Task directions: List all lines of the data that include the string "React".

Start of Supplied data

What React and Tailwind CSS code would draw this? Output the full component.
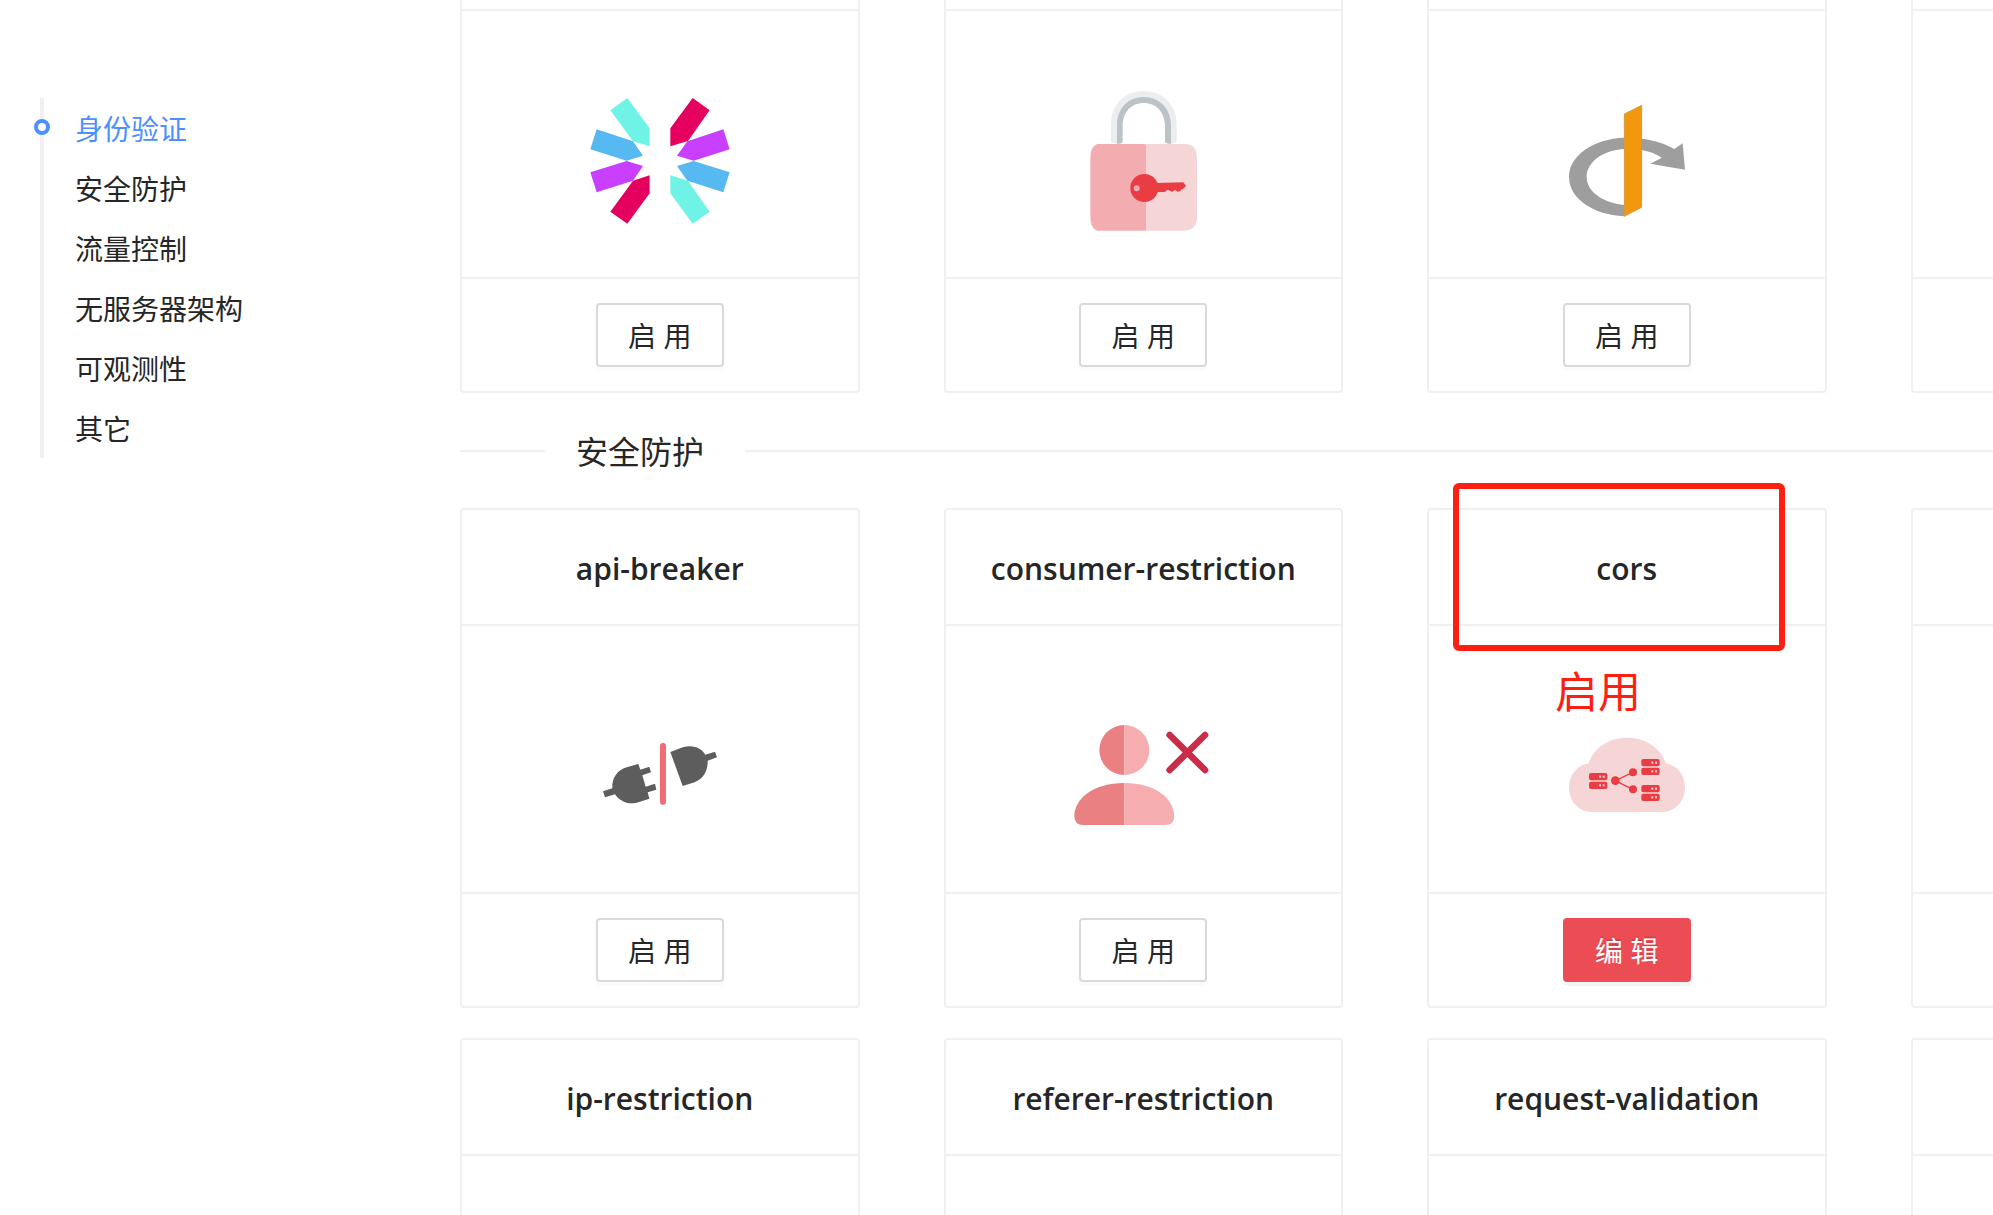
import React from "react";

const sections = ["身份验证", "安全防护", "流量控制", "无服务器架构", "可观测性", "其它"];

function JwtIcon() {
  return (
    <g transform="translate(0 108)">
      <path fill="#6ff3e6" d="M202 54L269 145V199L219 184L151 91Z M331 286L384 302L449 395L398 431L331 340Z" />
      <path fill="#56b9f2" d="M110 148L219 184L249 227L200 242L91 208Z M401 243L509 277L490 337L382 302L351 258Z" />
      <path fill="#c83fff" d="M91 277L200 243L249 258L219 302L110 337Z M490 148L509 208L401 242L351 227L382 184Z" />
      <path fill="#e5005f" d="M151 395L219 302L269 286V340L202 431Z M398 54L449 91L384 183L331 199V145Z" />
    </g>
  );
}

function LockIcon() {
  return (
    <g transform="translate(51 108)">
      <path fill="#ebedee" d="M153 184V128C155 72 196 33 251 33S348 72 350 128V184Q348 191 332 191H325V128C323 88 290 60 251 60S181 88 179 128V191H170Q155 191 153 184Z" />
      <path fill="#bcc3c7" d="M171 191V135C172 85 204 51 251 51S332 85 333 135V191Q318 192 315 185V137C314 95 288 69 251 69S189 95 188 137V185Q186 192 171 191Z" />
      <path fill="#f6d5d7" d="M250 192H371Q411 192 411 232V412Q411 452 371 452H250Z" />
      <path fill="#f3adb1" d="M112 192H252Q258 192 258 200V445Q258 452 252 452H112Q91 446 91 408V236Q91 198 112 192Z" />
      <circle cx="253" cy="324" r="42" fill="#ea3c43" />
      <path fill="#ea3c43" d="M288 309L370 307L378 318L368 328H364L360 334L352 335L347 331H343L338 335L331 334L326 330H321L315 336H288Z" />
      <circle cx="230" cy="325" r="9" fill="#f3adb1" />
    </g>
  );
}

function OpenIdIcon() {
  return (
    <g transform="translate(39 138)">
      <path fill="#9e9e9e" d="M253 143C160 146 87 197 87 261C87 323 155 374 253 379V345C188 338 140 305 140 261C140 216 188 181 253 177Z" />
      <path fill="#9e9e9e" d="M304 146C342 150 376 161 403 177L428 160L435 239L331 221L365 203C348 191 327 184 304 180Z" />
      <path fill="#f1980f" stroke="#c8872a" strokeWidth="2" d="M253 72L305 46V352L253 379Z" />
    </g>
  );
}

function PlugIcon() {
  return (
    <g transform="translate(60 183)">
      <path fill="#5d5d5d" d="M175 132L181 149L208 140L213 157L187 166L197 200L225 191L229 209L203 217L208 236L170 248C144 255 119 244 105 223L75 232L69 214L97 205C95 174 112 150 140 142Z" />
      <path fill="#5d5d5d" d="M271 96L308 82C340 72 364 84 376 104L405 95L411 112L383 122C384 153 370 176 344 187L308 198Z" />
      <rect x="240" y="69" width="18" height="185" rx="8" fill="#f16c74" />
    </g>
  );
}

function UserBlockedIcon() {
  return (
    <g transform="translate(22 123)">
      <path fill="#ea8082" d="M222 75A75 75 0 0 0 222 225Z M222 249C130 249 72 295 72 350Q74 375 98 375H222Z" />
      <path fill="#f5adb0" d="M222 75A75 75 0 0 1 222 225Z M222 249C314 249 372 295 372 350Q370 375 346 375H222Z" />
      <path stroke="#cb2c48" strokeWidth="20" strokeLinecap="round" d="M358 105L464 210M464 105L358 210" />
    </g>
  );
}

const servers = [
  [147, 369],
  [147, 395],
  [304, 327],
  [304, 353],
  [304, 405],
  [304, 431],
];

function CloudServersIcon() {
  return (
    <g transform="translate(39 -27)">
      <path fill="#f6d5d7" d="M146 340C161 293 206 263 261 263S362 293 378 340C412 347 435 375 435 412C435 456 405 486 364 486H158C116 486 87 456 87 412C87 375 112 346 146 340Z" />
      <path stroke="#ea3c43" strokeWidth="4" fill="none" d="M278 367L226 392L278 418" />
      <g fill="#ea3c43">
        <circle cx="226" cy="392" r="13" />
        <circle cx="279" cy="367" r="12" />
        <circle cx="279" cy="418" r="12" />
      </g>
      {servers.map(([x, y]) => (
        <g key={x + "-" + y}>
          <rect x={x} y={y} width="55" height="22" rx="6" fill="#ea3c43" />
          <rect x={x + 30} y={y + 8} width="6" height="6" fill="#f6d5d7" />
          <rect x={x + 41} y={y + 8} width="6" height="6" fill="#f6d5d7" />
        </g>
      ))}
    </g>
  );
}

const authPlugins = [
  { id: "jwt", Icon: JwtIcon, action: "enable" },
  { id: "key", Icon: LockIcon, action: "enable" },
  { id: "openid", Icon: OpenIdIcon, action: "enable" },
  { id: "auth-more" },
];

const securityPlugins = [
  { id: "api-breaker", title: "api-breaker", Icon: PlugIcon, action: "enable" },
  { id: "consumer-restriction", title: "consumer-restriction", Icon: UserBlockedIcon, action: "enable" },
  { id: "cors", title: "cors", Icon: CloudServersIcon, action: "edit", marked: true },
  { id: "security-more-1" },
  { id: "ip-restriction", title: "ip-restriction" },
  { id: "referer-restriction", title: "referer-restriction" },
  { id: "request-validation", title: "request-validation" },
  { id: "security-more-2" },
];

function ActionButton({ action }) {
  if (action === "edit") {
    return (
      <button
        type="button"
        className="h-16 min-w-32 rounded-sm bg-[#ec4d55] px-7 pt-0.5 text-[28px] leading-10 text-white shadow-[0_4px_0_rgba(0,0,0,0.045)] [text-shadow:0_-2px_0_rgba(0,0,0,0.12)]"
      >
        编 辑
      </button>
    );
  }
  return (
    <button
      type="button"
      className="h-16 min-w-32 rounded-sm border-2 border-[#d9d9d9] bg-white px-7 pt-0.5 text-[28px] leading-10 shadow-[0_4px_0_rgba(0,0,0,0.015)]"
    >
      启 用
    </button>
  );
}

function PluginCard({ title, Icon, action, marked }) {
  return (
    <article className="relative rounded-sm border-2 border-[#f0f0f0] bg-white">
      <header className="flex h-[116px] items-center justify-center border-b-2 border-[#f0f0f0] pt-1">
        {title && <h3 className="text-[30px] leading-12 font-semibold">{title}</h3>}
      </header>
      <div className="flex h-[266px] items-center justify-center">
        {Icon && (
          <svg viewBox="0 0 600 600" className="size-[200px]" fill="none" aria-hidden="true">
            <Icon />
          </svg>
        )}
      </div>
      <footer className="flex h-[114px] items-center justify-center border-t-2 border-[#f0f0f0]">
        {action && <ActionButton action={action} />}
      </footer>
      {marked && (
        <>
          <div className="absolute -top-[27px] left-6 h-[168px] w-[332px] rounded-md border-6 border-[#ff1e12]" />
          <p className="absolute top-[152px] left-[126px] text-[43px] leading-[60px] text-[#ff1e12]">启用</p>
        </>
      )}
    </article>
  );
}

function CardGrid({ plugins }) {
  return (
    <div className="-mr-[317px] grid grid-cols-4 gap-x-[84px] gap-y-[30px]">
      {plugins.map((plugin) => (
        <PluginCard key={plugin.id} {...plugin} />
      ))}
    </div>
  );
}

export default function App() {
  return (
    <div className="flex h-screen overflow-hidden bg-white font-['Open_Sans','Noto_Sans_CJK_SC',sans-serif] text-[#262626]">
      <nav className="w-[460px] shrink-0 pt-[98px] pl-10">
        <ul className="border-l-4 border-[#f0f0f0]">
          {sections.map((name, index) => (
            <li key={name} className="relative flex h-[60px] items-center pt-0.5 pl-[31px]">
              {index === 0 && (
                <span className="absolute top-[21px] -left-[10px] size-4 rounded-full border-4 border-[#4c90ff] bg-white" />
              )}
              <a
                href={"#" + name}
                className={index === 0 ? "text-[28px] leading-10 text-[#4c90ff]" : "text-[28px] leading-10"}
              >
                {name}
              </a>
            </li>
          ))}
        </ul>
      </nav>
      <main className="-mt-[107px] min-w-0 flex-1">
        <CardGrid plugins={authPlugins} />
        <div className="flex h-[115px] items-center">
          <span className="h-0.5 w-[85px] bg-[#f0f0f0]" />
          <h2 className="pt-0.5 pr-[41px] pl-[31px] text-[32px] leading-12">安全防护</h2>
          <span className="h-0.5 flex-1 bg-[#f0f0f0]" />
        </div>
        <CardGrid plugins={securityPlugins} />
      </main>
    </div>
  );
}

End of Supplied data

Task response:
What React and Tailwind CSS code would draw this? Output the full component.
import React from "react";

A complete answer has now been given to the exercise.